You’re experiencing grief in this season. The holidays can make this experience more poignant. If you’ve recently lost a loved one, maybe this is the first Christmas season you have gone through without them. However you’re experiencing it, grief is a complex process.
In light of that, I do not want to take a deep dive, but rather I want to share a passage of scripture with you to give you hope in your grief.
John 11:32–36 (ESV)
Now when Mary came to where Jesus was and saw him, she fell at his feet, saying to him, “Lord, if you had been here, my brother would not have died.” When Jesus saw her weeping, and the Jews who had come with her also weeping, he was deeply moved in his spirit and greatly troubled. And he said, “Where have you laid him?” They said to him, “Lord, come and see.” Jesus wept. So the Jews said, “See how he loved him!”

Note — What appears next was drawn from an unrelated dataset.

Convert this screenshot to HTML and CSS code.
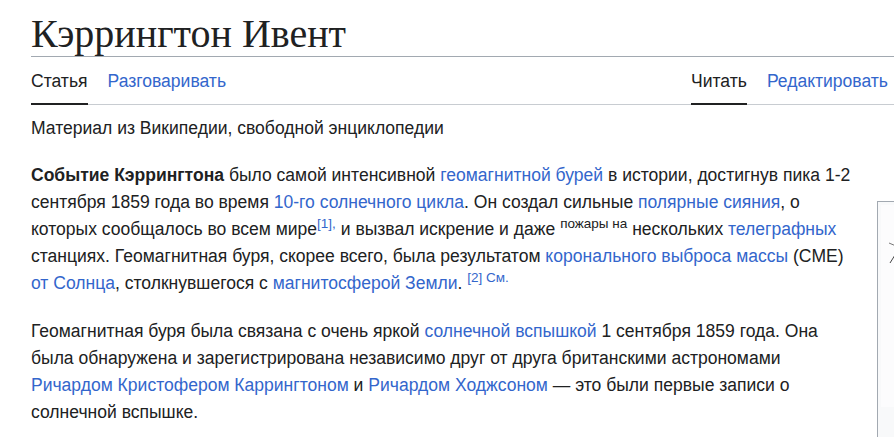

Here is a very simple observation about a complex emotion: God grieves.
This is a mysterious reality because God never changes (Mal 3:6). Whatever it means for God to “never change”, it clearly does not mean that he has no emotion! In this short passage, we see Jesus deeply moved by the loss of a loved one. God weeps.
What does it mean that God grieves? Here are a few things, and I hope they encourage you.
First, grief is good.
We tend to think of hard emotions like grief as “bad” emotions, but when God grieves, like everything else he does, it is good. It can only be good. This means grief does not have its ultimate source in sin, but in the very character of God.
Second, grief is purposeful.
Unlike us, God knows everything that is going to happen. The death of Lazarus did not catch Jesus by surprise! He chose to grieve, I believe, because grief is a rich expression of love. Grief honors the beloved by mourning their death. The greater the love, the greater the grief. To grieve someone who has passed, is to continue expressing your love for them.
Third, grief will be redeemed.
Grief is an expression of loss. It sometimes makes me wonder though, “when has God ever experienced loss?” I can only think of the death of Jesus on the cross. At the cross, God the Father counted the sins of the world against his Son Jesus, and turned his face away from his Son. Jesus cries out, piercing the air, quoting a Psalm of lament “My God, My God, why have you forsaken me?”
You and I can’t fathom the sheer oceanic depth of love God the Father has for his son Jesus. But I can only imagine in that moment when he turned away, that the Father’s heart was also stricken with great grief at the death of his only Son.
Because Jesus died, God no longer responds to his children’s sin with anger. Rather, His Spirit grieves. God’s grief is wrapped up in the death of his son. Yet, the Father, Son and Spirit know death is not the final chapter of the story.
I encourage you to pull out your Bible and turn to John 11 and read the rest of this particular story of Jesus. He goes on to raise Lazarus from the dead! This is no small hint at a future death and resurrection that is to come – Jesus’ own death would be followed by his triumphant resurrection on the third day. Death stings now! But the day is coming when there will be no more sting. Christ will return, and all sorrow and death will be undone.
As you grieve, may you remember God’s grief and be comforted. If you know Jesus, a day is coming when you too will experience resurrection life, and your grief will be turned to glory.